Stored dataset items
* START *
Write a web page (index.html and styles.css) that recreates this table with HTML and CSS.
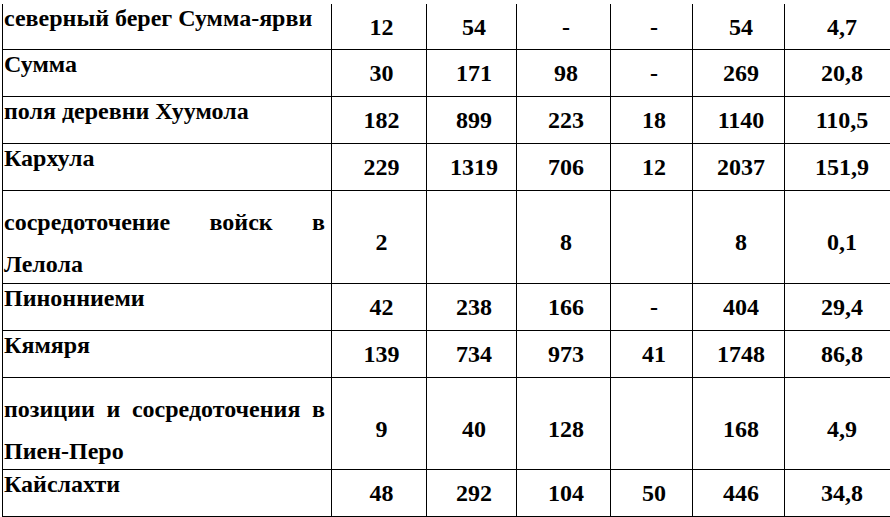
FILE: index.html
```html
<!DOCTYPE html>
<html>
<head>
<meta charset="utf-8">
<title>Таблица</title>
<link rel="stylesheet" href="styles.css">
</head>
<body>
<div class="losses">
  <div class="row row-first">
    <p class="cell name">северный берег Сумма-ярви</p>
    <p class="cell num">12</p><p class="cell num">54</p><p class="cell num">-</p><p class="cell num">-</p><p class="cell num">54</p><p class="cell num">4,7</p>
  </div>
  <div class="row">
    <p class="cell name">Сумма</p>
    <p class="cell num">30</p><p class="cell num">171</p><p class="cell num">98</p><p class="cell num">-</p><p class="cell num">269</p><p class="cell num">20,8</p>
  </div>
  <div class="row">
    <p class="cell name">поля деревни Хуумола</p>
    <p class="cell num">182</p><p class="cell num">899</p><p class="cell num">223</p><p class="cell num">18</p><p class="cell num">1140</p><p class="cell num">110,5</p>
  </div>
  <div class="row">
    <p class="cell name">Кархула</p>
    <p class="cell num">229</p><p class="cell num">1319</p><p class="cell num">706</p><p class="cell num">12</p><p class="cell num">2037</p><p class="cell num">151,9</p>
  </div>
  <div class="row row-tall">
    <p class="cell name"><span class="just">сосредоточение войск в</span><span class="tail">Лелола</span></p>
    <p class="cell num">2</p><p class="cell num"></p><p class="cell num">8</p><p class="cell num"></p><p class="cell num">8</p><p class="cell num">0,1</p>
  </div>
  <div class="row">
    <p class="cell name">Пинонниеми</p>
    <p class="cell num">42</p><p class="cell num">238</p><p class="cell num">166</p><p class="cell num">-</p><p class="cell num">404</p><p class="cell num">29,4</p>
  </div>
  <div class="row">
    <p class="cell name">Кямяря</p>
    <p class="cell num">139</p><p class="cell num">734</p><p class="cell num">973</p><p class="cell num">41</p><p class="cell num">1748</p><p class="cell num">86,8</p>
  </div>
  <div class="row row-tall row-tall-b">
    <p class="cell name"><span class="just">позиции и сосредоточения в</span><span class="tail">Пиен-Перо</span></p>
    <p class="cell num">9</p><p class="cell num">40</p><p class="cell num">128</p><p class="cell num"></p><p class="cell num">168</p><p class="cell num">4,9</p>
  </div>
  <div class="row">
    <p class="cell name">Кайслахти</p>
    <p class="cell num">48</p><p class="cell num">292</p><p class="cell num">104</p><p class="cell num">50</p><p class="cell num">446</p><p class="cell num">34,8</p>
  </div>
</div>
</body>
</html>
```
FILE: styles.css
```css
body {
  margin: 0;
  font-size: 24px;
}

.losses {
  display: flex;
  flex-direction: column;
  width: 888px;
  margin: 4px 0 0 2px;
  border-left: 1px solid #000;
}

.row {
  display: grid;
  grid-template-columns: 329px 95px 90px 94px 82px 92px 106px;
  height: 47px;
  box-sizing: border-box;
  border-bottom: 1px solid #000;
}

.row-first { height: 46px; }
.row-tall { height: 93px; }
.row-tall-b { height: 92px; }

.cell {
  margin: 0;
  font-family: "Liberation Serif";
  font-weight: 700;
  font-size: 24px;
  box-sizing: border-box;
  border-right: 1px solid #000;
  min-width: 0;
}

.cell:last-child {
  border-right: none;
  padding-left: 8px;
}

.name {
  text-align: left;
  line-height: 28px;
  padding: 0 6px 0 1px;
  white-space: nowrap;
}

.row-tall .name {
  line-height: 42px;
  padding-top: 10px;
  white-space: normal;
}

.just {
  display: block;
  text-align: justify;
  text-align-last: justify;
}

.tail {
  display: block;
}

.num {
  display: flex;
  align-items: center;
  justify-content: center;
  line-height: 26px;
  padding: 0 0 0 5px;
}

.row-tall .num {
  padding-top: 8px;
}
```
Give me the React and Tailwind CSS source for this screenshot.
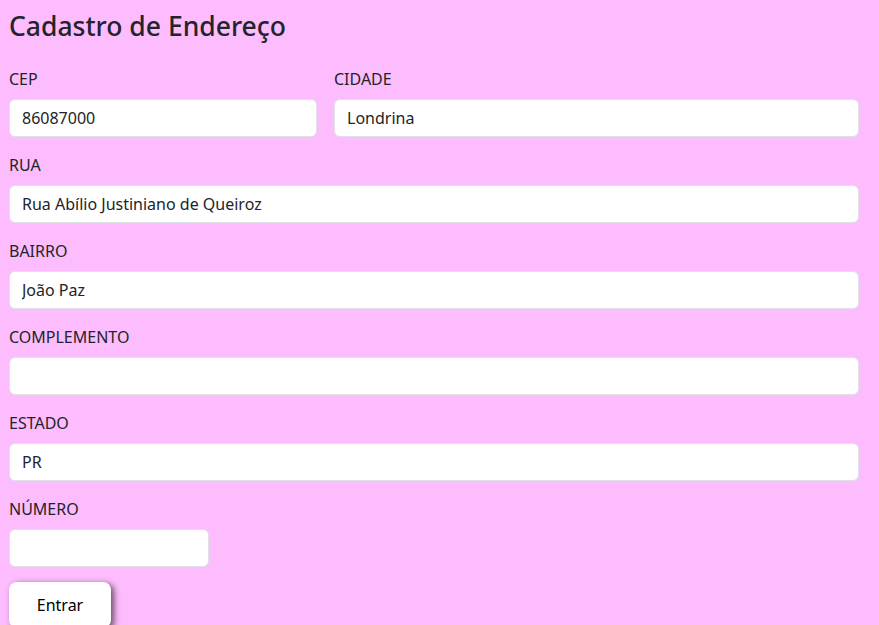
import { useState } from "react";

function Field({ label, value, onChange, className = "" }) {
    return (
        <div className={"flex flex-col " + className}>
            <label className="text-base leading-6 mb-2 text-[#212529]">{label}</label>
            <input
                type="text"
                value={value}
                onChange={(e) => onChange(e.target.value)}
                className="h-[38px] w-full rounded-md border border-[#dee2e6] bg-white px-3 text-base text-[#212529] outline-none"
            />
        </div>
    );
}

export default function App() {
    const [form, setForm] = useState({
        cep: "86087000",
        cidade: "Londrina",
        rua: "Rua Abílio Justiniano de Queiroz",
        bairro: "João Paz",
        complemento: "",
        estado: "PR",
        numero: "",
    });
    const set = (k) => (v) => setForm({ ...form, [k]: v });

    return (
        <div className="min-h-[625px] bg-[#fdbcfd] pl-[9px] pr-[20px] pt-[11px] font-['Segoe_UI','Noto_Sans',sans-serif]">
            <h3 className="text-[26.5px] leading-[31px] font-medium text-[#212529] mb-[25px]">Cadastro de Endereço</h3>
            <div className="flex flex-col gap-4">
                <div className="grid grid-cols-[308px_1fr] gap-[17px]">
                    <Field label="CEP" value={form.cep} onChange={set("cep")} />
                    <Field label="CIDADE" value={form.cidade} onChange={set("cidade")} />
                </div>
                <Field label="RUA" value={form.rua} onChange={set("rua")} />
                <Field label="BAIRRO" value={form.bairro} onChange={set("bairro")} />
                <Field label="COMPLEMENTO" value={form.complemento} onChange={set("complemento")} />
                <Field label="ESTADO" value={form.estado} onChange={set("estado")} />
                <Field label="NÚMERO" value={form.numero} onChange={set("numero")} className="w-[200px]" />
                <div className="-mt-px">
                    <button className="h-[46px] w-[102px] rounded-lg bg-white text-base text-black shadow-[3px_2px_6px_rgba(0,0,0,0.6)]">
                        Entrar
                    </button>
                </div>
            </div>
        </div>
    );
}
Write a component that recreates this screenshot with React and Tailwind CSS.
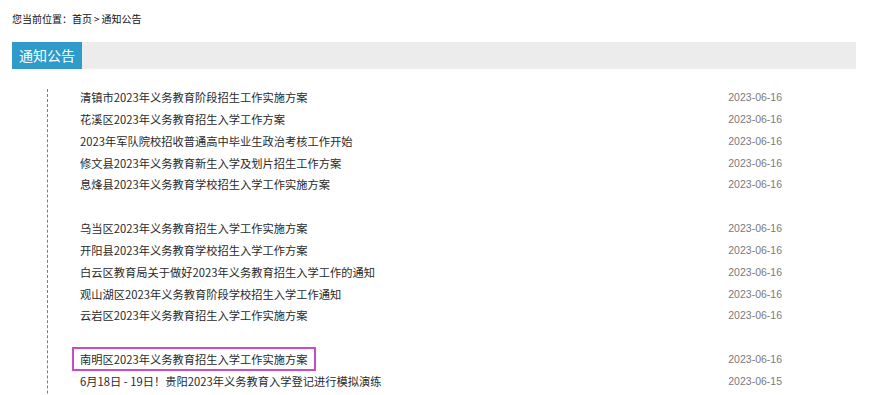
* END *
[WHAT IS REQUIRED]
Show each line of the data that contains the string "styles".

[COMPLETED EXERCISE]
Write a web page (index.html and styles.css) that recreates this table with HTML and CSS.
<link rel="stylesheet" href="styles.css">
FILE: styles.css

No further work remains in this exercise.